This year we are a decade removed from the time when scholars from leading area studies institutes met to establish the Consortium for Southeast Asian Studies in Asia or SEASIA. Since its inaugural international conference in 2015, SEASIA founding institutes have organized four such biennial conferences, attended by more than 1,500 scholars, researchers, and practitioners from all over the world, and especially from our region.
The wide participation in SEASIA conferences and activities attests to the continuing importance of our mission of providing a platform for Southeast Asianists in the region and beyond to share knowledge, information, expertise, and experiences. Through such exchanges, the Consortium seeks to contribute to the promotion of multidisciplinary and research-based Southeast Asian perspectives and narratives.
Today, as the region starts to move past the Covid-19 pandemic, we are seeing a return to business as usual, and the narrowing space for new paradigms, processes, and practices.
While we might lately have imagined the passing of a time when our nations could be considered the territorial extension of imperial powers, Southeast Asians once again find ourselves navigating the resurgence of great power rivalries, adapting to and finding opportunities to assert regional and national perspectives and interests. While advanced countries seek to “rebalance” toward East Asia (notably, Southeast Asia’s “emerging markets”), we continue to confront age-old problems: growing inequality within and across countries; low technology and productivity; unsustainable energy consumption and environmental degradation, and, weak political institutions. At the same time, the region is also seeing increasing domestic contestations – the outcome of the Polanyian paradox of the double movement due to the increased interaction between the North and the South, center and the periphery, and tradition and modernity. What will emerge from the push and pull of these currents remains to be seen.

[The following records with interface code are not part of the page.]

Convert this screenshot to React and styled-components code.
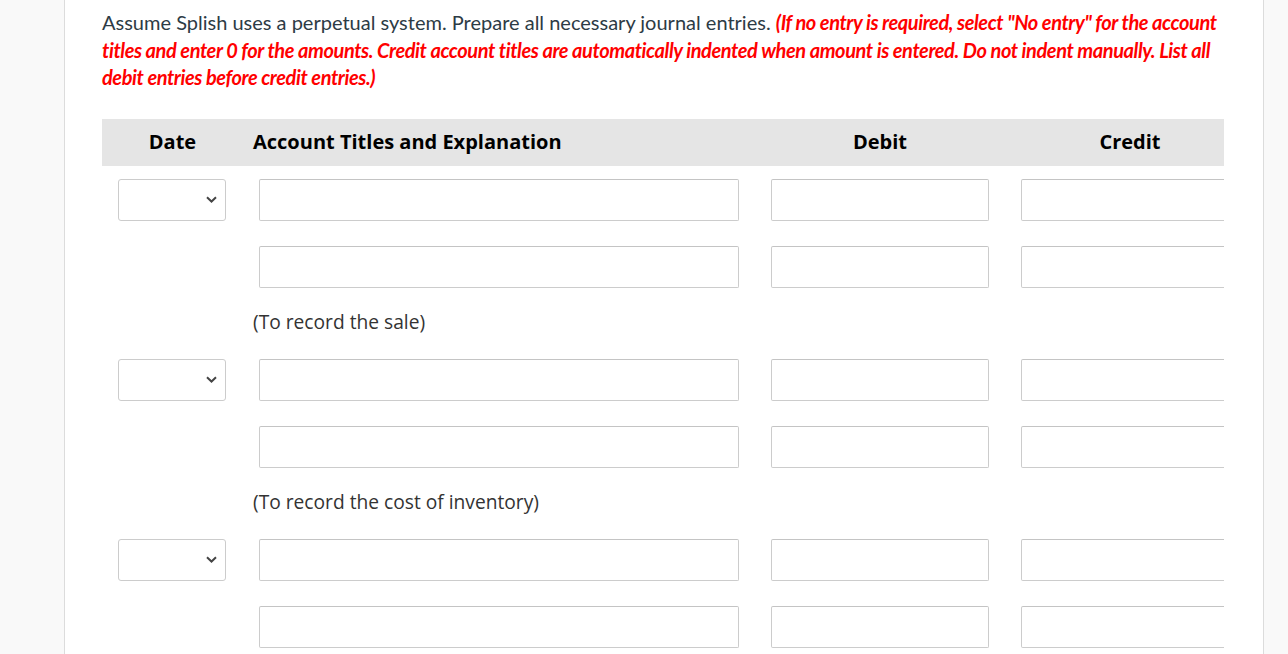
import React from "react";
import styled, { createGlobalStyle } from "styled-components";

const GlobalStyle = createGlobalStyle`
  html, body {
    margin: 0;
    padding: 0;
    background: #f9f9f9;
  }
  * {
    box-sizing: border-box;
  }
`;

const Page = styled.div`
  display: flex;
  min-height: 654px;
  padding-left: 64px;
  padding-right: 24px;
`;

const Panel = styled.div`
  flex: 1;
  background: #ffffff;
  border-left: 1px solid #dcdcdc;
  border-right: 1px solid #dcdcdc;
  padding: 9px 38px 0 37px;
  overflow: hidden;
`;

const Instructions = styled.p`
  margin: 0 0 27px 0;
  font-family: Lato, "Liberation Sans", sans-serif;
  font-size: 20px;
  line-height: 27.5px;
  color: #2d3b45;
  width: 1122px;
`;

const Warning = styled.span`
  color: #ff0000;
  font-style: italic;
  font-weight: 700;
  letter-spacing: -0.42px;
`;

const TableClip = styled.div`
  width: 1122px;
  overflow: hidden;
`;

const Table = styled.table`
  width: 1153px;
  border-collapse: collapse;
  table-layout: fixed;
  font-family: "Open Sans", "Noto Sans", sans-serif;
`;

const HeadCell = styled.th`
  background: #e5e5e5;
  height: 47px;
  padding: 0 10px 2px 10px;
  font-size: 20px;
  font-weight: 700;
  color: #000;
  text-align: ${(p) => p.$align || "center"};
  width: ${(p) => p.$w}px;
`;

const Cell = styled.td`
  padding: 13px 16px 12px 16px;
  vertical-align: top;
`;

const NoteCell = styled.td`
  height: 46px;
  padding: 0 10px 2px 10px;
  font-size: 19.2px;
  color: #333;
  vertical-align: middle;
`;

const SelectBox = styled.div`
  width: 108px;
  height: 42px;
  border: 1px solid #cccccc;
  border-radius: 3px;
  background: #fff;
  display: flex;
  align-items: center;
  justify-content: flex-end;
  padding-right: 8px;
`;

const Field = styled.div`
  width: ${(p) => p.$w}px;
  height: 42px;
  border: 1px solid #cccccc;
  border-top-color: #c4c4c4;
  border-radius: 2px;
  background: #fff;
`;

const Chevron = () => (
  <svg width="11" height="7" viewBox="0 0 11 7">
    <path d="M1 1.2 L5.5 5.5 L10 1.2" fill="none" stroke="#444" strokeWidth="2" />
  </svg>
);

const EntryRow = ({ withDate }) => (
  <tr>
    <Cell>{withDate && <SelectBox><Chevron /></SelectBox>}</Cell>
    <Cell><Field $w={480} /></Cell>
    <Cell><Field $w={218} /></Cell>
    <Cell><Field $w={218} /></Cell>
  </tr>
);

const entries = [
  { note: "(To record the sale)" },
  { note: "(To record the cost of inventory)" },
  { note: "" },
];

const App = () => {
  return (
    <>
      <GlobalStyle />
      <Page>
        <Panel>
          <Instructions>
            Assume Splish uses a perpetual system. Prepare all necessary journal entries.{" "}
            <Warning>
              (If no entry is required, select "No entry" for the account titles and enter 0 for the
              amounts. Credit account titles are automatically indented when amount is entered. Do not
              indent manually. List all debit entries before credit entries.)
            </Warning>
          </Instructions>
          <TableClip>
            <Table>
              <thead>
                <tr>
                  <HeadCell $w={141}>Date</HeadCell>
                  <HeadCell $w={512} $align="left">Account Titles and Explanation</HeadCell>
                  <HeadCell $w={250}>Debit</HeadCell>
                  <HeadCell $w={250}>Credit</HeadCell>
                </tr>
              </thead>
              <tbody>
                {entries.map((entry, i) => (
                  <React.Fragment key={i}>
                    <EntryRow withDate />
                    <EntryRow />
                    <tr>
                      <td />
                      <NoteCell>{entry.note}</NoteCell>
                      <td />
                      <td />
                    </tr>
                  </React.Fragment>
                ))}
              </tbody>
            </Table>
          </TableClip>
        </Panel>
      </Page>
    </>
  );
};

export default App;
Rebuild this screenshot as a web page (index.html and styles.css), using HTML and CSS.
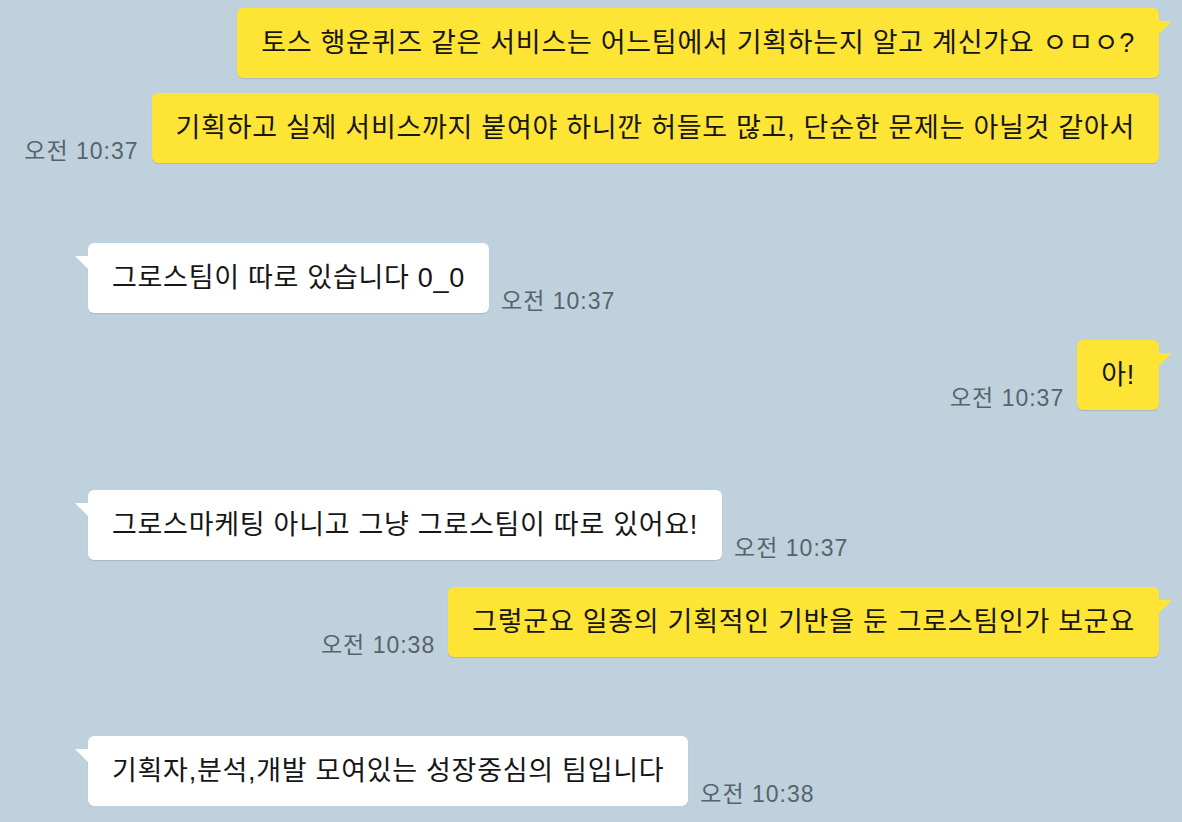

It is thus incumbent upon us – as scholars, policy makers, pubic intellectuals, and social activists – to examine the opposing trends and currents in order to better anticipate opportunities and risks presented by the current conjuncture, and the promotion of a Southeast Asian consciousness that builds on our common interests as a region yet takes into account the diversity in our countries’ history in political and nation-building, cultural institutions, and levels of economic development.
It is our hope that through our biennial conferences and other activities, SEASIA will contribute to sharpening and deepening analytical frameworks and guides to action toward building a just, progressive, and sustainable future for the region and the world.